15 februari 2003 was een historische dag. Exact tien jaar geleden waren er wereldwijd in naar schatting 600 steden in totaal mogelijk meer dan 30 miljoen betogers. Er waren miljoenenbetogingen in de VS, Groot-Brittannië, Spanje,… Het was een van de grootste internationale actiedagen ooit. Ook in Brussel was er een stevige betoging met 100.000 aanwezigen. Het ongenoegen tegenover de dreigende invasie van Irak was bijzonder groot. Tien jaar later is het meer dan ooit evident dat de anti-oorlogsbeweging gelijk had.
De New York Times had het die dag over twee supermachten die tegenover elkaar stonden: de Verenigde Staten versus de publieke opinie. De wereldwijde protestbeweging zorgde ook voor politieke onrust, voor de Britse premier Blair vormde het de basis voor een politieke crisis. In ons land probeerde de regering zich in navolging van onder meer Frankrijk kritisch op te stellen tegenover de oorlog. De toenmalige sociaaldemocratische en groene regeringspartijen stappen zelfs mee op in de betoging. De regeringspartijen moesten rekening houden met het feit dat peilingen aangaven dat 70% van de bevolking sowieso tegen een oorlog was, 82% verklaarde tegen een oorlog zonder VN-mandaat te zijn. Tegelijk werd vanuit ons land wel logistieke steun aan de oorlog verleend, onder meer met wapentransporten langs de Antwerpse haven.

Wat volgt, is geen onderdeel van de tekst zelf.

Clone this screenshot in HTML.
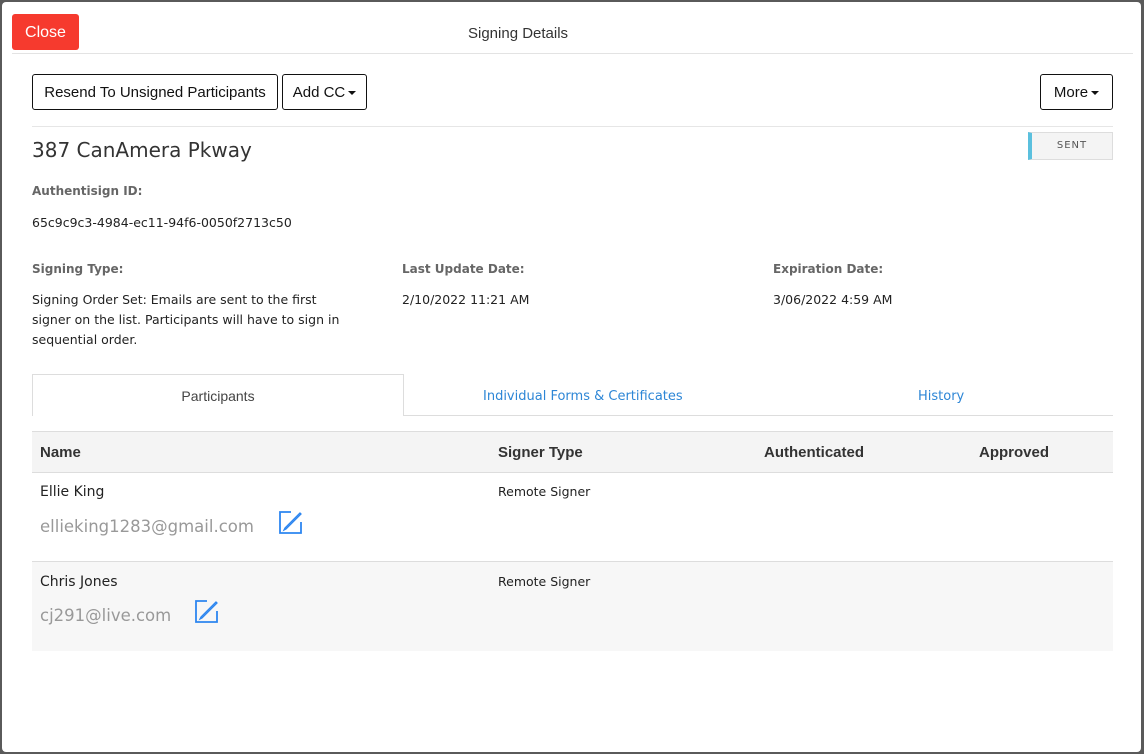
<!DOCTYPE html><html><head><style>
body{margin:0;width:1144px;height:754px;background:#5a5a5a;font-family:"Liberation Sans",sans-serif;position:relative;overflow:hidden}
.m{position:absolute;left:2px;top:2px;width:1139px;height:750px;background:#fff;border-radius:4px}
.a{position:absolute;white-space:nowrap}
.d{font-family:"DejaVu Sans",sans-serif}
.btn{position:absolute;border:1px solid #111;border-radius:3px;background:#fff;font-size:15px;color:#111;height:36px;line-height:36px;text-align:center;box-sizing:border-box}
.car{display:inline-block;width:0;height:0;border-left:4px solid transparent;border-right:4px solid transparent;border-top:4px solid #111;vertical-align:middle;margin-left:3px}
.lbl{font-size:12px;color:#666;font-weight:bold;font-family:"DejaVu Sans",sans-serif}
.v{font-size:12.5px;color:#222;font-family:"DejaVu Sans",sans-serif}
</style></head><body><div class="m">
<div class="a" style="left:10px;top:12px;width:67px;height:36px;background:#f63a2e;border-radius:3px;color:#fff;font-size:16px;line-height:38px;text-align:center">Close</div>
<div class="a" style="left:466px;top:23px;font-size:15px;color:#333">Signing Details</div>
<div class="a" style="left:10px;top:51px;width:1121px;height:1px;background:#e3e3e3"></div>
<div class="btn" style="left:30px;top:72px;width:246px">Resend To Unsigned Participants</div>
<div class="btn" style="left:280px;top:72px;width:85px">Add CC<span class="car"></span></div>
<div class="btn" style="left:1038px;top:72px;width:73px">More<span class="car"></span></div>
<div class="a" style="left:30px;top:124px;width:1081px;height:1px;background:#e6e6e6"></div>
<div class="a d" style="left:30px;top:136px;font-size:20px;color:#333">387 CanAmera Pkway</div>
<div class="a d" style="left:1026px;top:130px;width:85px;height:28px;background:#f4f4f4;border:1px solid #ddd;border-left:4px solid #5bc0de;box-sizing:border-box;font-size:10px;color:#555;line-height:26px;text-align:center;letter-spacing:1px">SENT</div>
<div class="a lbl" style="left:30px;top:182px">Authentisign ID:</div>
<div class="a v" style="left:30px;top:213px">65c9c9c3-4984-ec11-94f6-0050f2713c50</div>
<div class="a lbl" style="left:30px;top:260px">Signing Type:</div>
<div class="a lbl" style="left:400px;top:260px">Last Update Date:</div>
<div class="a lbl" style="left:771px;top:260px">Expiration Date:</div>
<div class="a v" style="left:30px;top:288px;white-space:normal;width:320px;line-height:20px">Signing Order Set: Emails are sent to the first signer on the list. Participants will have to sign in sequential order.</div>
<div class="a v" style="left:400px;top:290px">2/10/2022 11:21 AM</div>
<div class="a v" style="left:771px;top:290px">3/06/2022 4:59 AM</div>
<div class="a" style="left:30px;top:413px;width:1081px;height:1px;background:#ddd"></div>
<div class="a" style="left:30px;top:372px;width:372px;height:42px;background:#fff;border:1px solid #ddd;border-bottom:none;box-sizing:border-box;font-size:14px;color:#444;text-align:center;line-height:42px">Participants</div>
<div class="a d" style="left:481px;top:387px;font-size:13px;color:#2d86d6">Individual Forms &amp; Certificates</div>
<div class="a d" style="left:916px;top:387px;font-size:13px;color:#2d86d6">History</div>
<div class="a" style="left:30px;top:429px;width:1081px;height:40px;background:#f4f4f4;border-top:1px solid #ddd;border-bottom:1px solid #ddd"></div>
<div class="a" style="left:38px;top:442px;font-size:15px;font-weight:bold;color:#333">Name</div>
<div class="a" style="left:496px;top:442px;font-size:15px;font-weight:bold;color:#333">Signer Type</div>
<div class="a" style="left:762px;top:442px;font-size:15px;font-weight:bold;color:#333">Authenticated</div>
<div class="a" style="left:977px;top:442px;font-size:15px;font-weight:bold;color:#333">Approved</div>
<div class="a" style="left:30px;top:559px;width:1081px;height:89px;background:#f7f7f7;border-top:1px solid #ddd"></div>
<div class="a d" style="left:38px;top:482px;font-size:14px;color:#222">Ellie King</div>
<div class="a d" style="left:38px;top:515px;font-size:16.5px;color:#999">ellieking1283@gmail.com</div>
<div class="a v" style="left:496px;top:482px">Remote Signer</div>
<div class="a d" style="left:38px;top:572px;font-size:14px;color:#222">Chris Jones</div>
<div class="a d" style="left:38px;top:604px;font-size:16.5px;color:#999">cj291@live.com</div>
<div class="a v" style="left:496px;top:572px">Remote Signer</div>
<svg class="a" style="left:277px;top:509px" width="24" height="24" viewBox="0 0 24 24"><path d="M12 1H1v21h21V11" fill="none" stroke="#2d86f0" stroke-width="1.8"/><path d="M21 2L6 17l-1 2 2-1L22 3z" fill="none" stroke="#2d86f0" stroke-width="1.3"/></svg>
<svg class="a" style="left:193px;top:598px" width="24" height="24" viewBox="0 0 24 24"><path d="M12 1H1v21h21V11" fill="none" stroke="#2d86f0" stroke-width="1.8"/><path d="M21 2L6 17l-1 2 2-1L22 3z" fill="none" stroke="#2d86f0" stroke-width="1.3"/></svg>
</div></body></html>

De afgelopen tien jaar is gebleken dat de officiële aanleiding voor de oorlog – de aanwezigheid van massavernietigingswapens – een leugen was. De oorlog heeft evenmin vrede en stabiliteit gebracht, er vielen meer dan een half miljoen doden en miljoenen Irakezen moesten hun huis verlaten. Ook langs de kant van de bezettingstroepen vielen er doden, 4.486 Amerikanen en 179 Britten. De ‘oorlog tegen het terrorisme’ gaat ondertussen onverminderd door, met onder meer drones die op Afghanistan en Pakistan worden afgevuurd. Maar het gevaar van terrorisme is vandaag niet verminderd. De oorlog in Irak was er een voor olie en regionale macht.
Massaal protest
Een maand na de actiedag van 15 februari 2003 werd alsnog overgegaan tot een invasie in Irak. Betekent dit dat de miljoenen betogers niets bereikt hadden of dat betogingen niets uithalen?
De betogingen en het massale karakter van het protest heeft de heersende klassen doen aarzelen, er werd geprobeerd om de rechtvaardiging voor de oorlog te versterken met onder meer een VN-resolutie. Anderzijds was het duidelijk dat het massale protest bij gebrek aan een politiek verlengstuk en duidelijk programma onvoldoende kon wegen om de oorlog zelf te stoppen. Met onze partij pleitten we voor acties die verder gingen, onder meer met stakingsacties om de oorlogsmachine stil te leggen.
Er waren op beperkte schaal stakingsacties tegen de oorlog. In ons land werd ook bij Caterpillar het werk neergelegd uit protest. Maar het zwaartepunt van de acties – in het bijzonder op Dag X (de dag dat de oorlog begon, 20 maart 2003) – lag toch vooral bij de jongeren. Onze jongerencampagnes speelden een centrale rol in het organiseren van dat jongerenprotest met scholieren- en studentenbetogingen in tientallen steden doorheen het hele land. De wekenlange campagne voor acties op Dag X en het opzetten van anti-oorlogscomités maakte dat mogelijk.
Tien jaar later zien we de gevolgen van de oorlog om olie en prestige. Er werden miljarden dollars uitgegeven, maar nog steeds heeft een groot deel van de bevolking amper toegang tot elektriciteit en drinkbaar water. Er zijn bijna dagelijks aanslagen en sectair geweld waarbij burgers omkomen. Het ongenoegen tegenover de bestaande situatie neemt toe en leidde de afgelopen weken ook tot protestbetogingen.
Tien jaar na 15 februari 2003 kijken we op die actiedag terug als een krachtig internationaal protest met het potentieel om de oorlog te stoppen. Maar massale betogingen op zich volstaan niet om politieke leiders te stoppen wiens macht, prestige en uiteindelijk ook politieke overleven op het spel staan. Daartoe waren stakingsacties gekoppeld aan de uitbouw van een politiek alternatief nodig geweest.